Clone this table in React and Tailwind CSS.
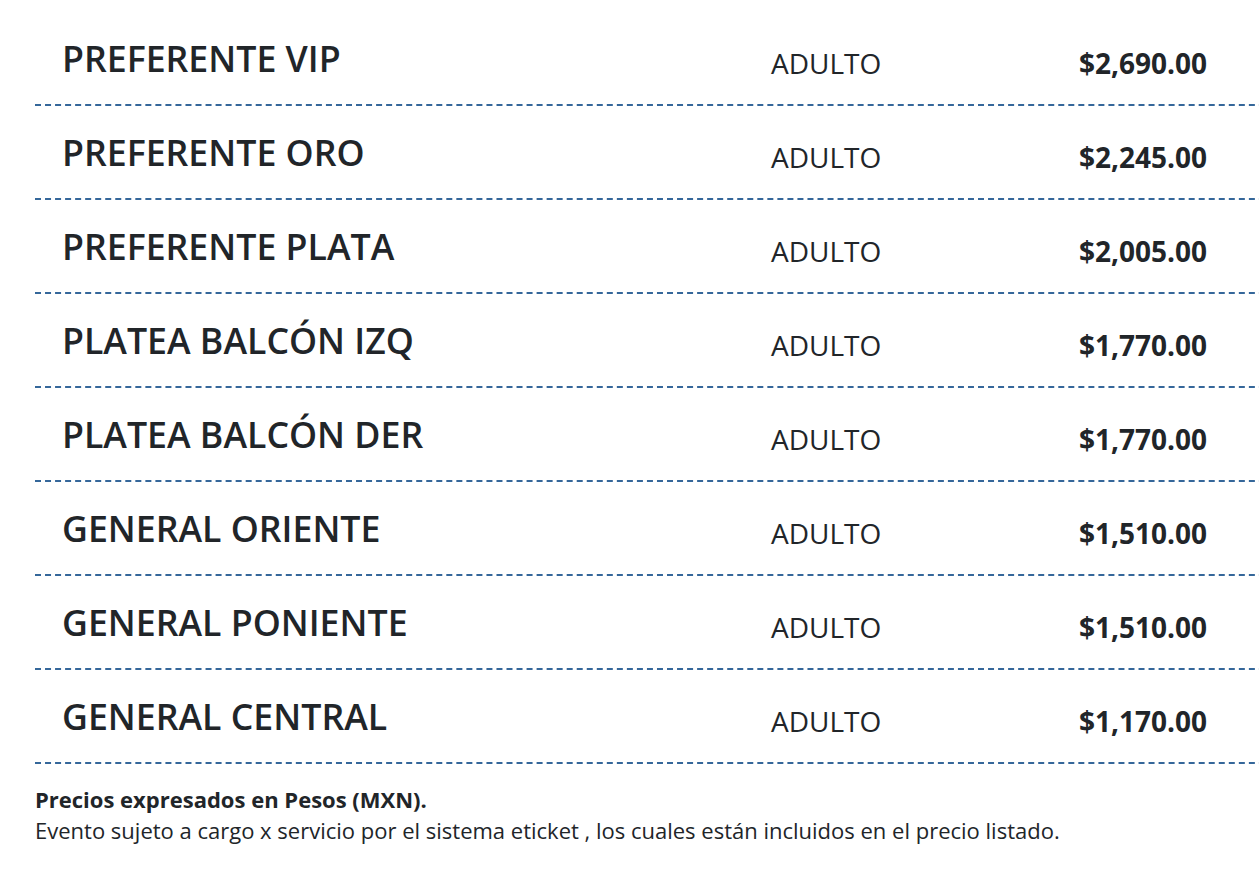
import React from "react";

const rows = [
  ["PREFERENTE VIP", "$2,690.00"],
  ["PREFERENTE ORO", "$2,245.00"],
  ["PREFERENTE PLATA", "$2,005.00"],
  ["PLATEA BALCÓN IZQ", "$1,770.00"],
  ["PLATEA BALCÓN DER", "$1,770.00"],
  ["GENERAL ORIENTE", "$1,510.00"],
  ["GENERAL PONIENTE", "$1,510.00"],
  ["GENERAL CENTRAL", "$1,170.00"],
];

export default function App() {
  return (
    <div
      className="w-[1259px] h-[883px] overflow-hidden bg-white text-[#212529] pl-[35px] pt-[12px]"
      style={{ fontFamily: '"Open Sans", "Noto Sans", sans-serif' }}
    >
      <div className="w-[1260px]">
        {rows.map(([name, price], i) => (
          <div
            key={i}
            className="flex h-[94px] border-b-2 border-dashed border-[#35679a]"
          >
            <div className="w-[736px] pl-[27px] pt-[26px] text-[35.7px] leading-[40px] font-semibold">
              {name}
            </div>
            <div className="w-[199px] pt-[35px] text-[28px] leading-[32px]">
              ADULTO
            </div>
            <div className="w-[237px] pt-[35px] text-right text-[28px] leading-[32px] font-bold">
              {price}
            </div>
          </div>
        ))}
      </div>
      <div className="pt-[20px] text-[22px] leading-[31px]">
        <div className="font-bold">Precios expresados en Pesos (MXN).</div>
        <div>
          Evento sujeto a cargo x servicio por el sistema eticket , los cuales
          están incluidos en el precio listado.
        </div>
      </div>
    </div>
  );
}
———
▶ [AIM]
Copy every line above word for word and exclude the pictures.

▶ [RESPONSE TO THE EXERCISE]
Clone this table in React and Tailwind CSS.
import React from "react";

const rows = [
  ["PREFERENTE VIP", "$2,690.00"],
  ["PREFERENTE ORO", "$2,245.00"],
  ["PREFERENTE PLATA", "$2,005.00"],
  ["PLATEA BALCÓN IZQ", "$1,770.00"],
  ["PLATEA BALCÓN DER", "$1,770.00"],
  ["GENERAL ORIENTE", "$1,510.00"],
  ["GENERAL PONIENTE", "$1,510.00"],
  ["GENERAL CENTRAL", "$1,170.00"],
];

export default function App() {
  return (
    <div
      className="w-[1259px] h-[883px] overflow-hidden bg-white text-[#212529] pl-[35px] pt-[12px]"
      style={{ fontFamily: '"Open Sans", "Noto Sans", sans-serif' }}
    >
      <div className="w-[1260px]">
        {rows.map(([name, price], i) => (
          <div
            key={i}
            className="flex h-[94px] border-b-2 border-dashed border-[#35679a]"
          >
            <div className="w-[736px] pl-[27px] pt-[26px] text-[35.7px] leading-[40px] font-semibold">
              {name}
            </div>
            <div className="w-[199px] pt-[35px] text-[28px] leading-[32px]">
              ADULTO
            </div>
            <div className="w-[237px] pt-[35px] text-right text-[28px] leading-[32px] font-bold">
              {price}
            </div>
          </div>
        ))}
      </div>
      <div className="pt-[20px] text-[22px] leading-[31px]">
        <div className="font-bold">Precios expresados en Pesos (MXN).</div>
        <div>
          Evento sujeto a cargo x servicio por el sistema eticket , los cuales
          están incluidos en el precio listado.
        </div>
      </div>
    </div>
  );
}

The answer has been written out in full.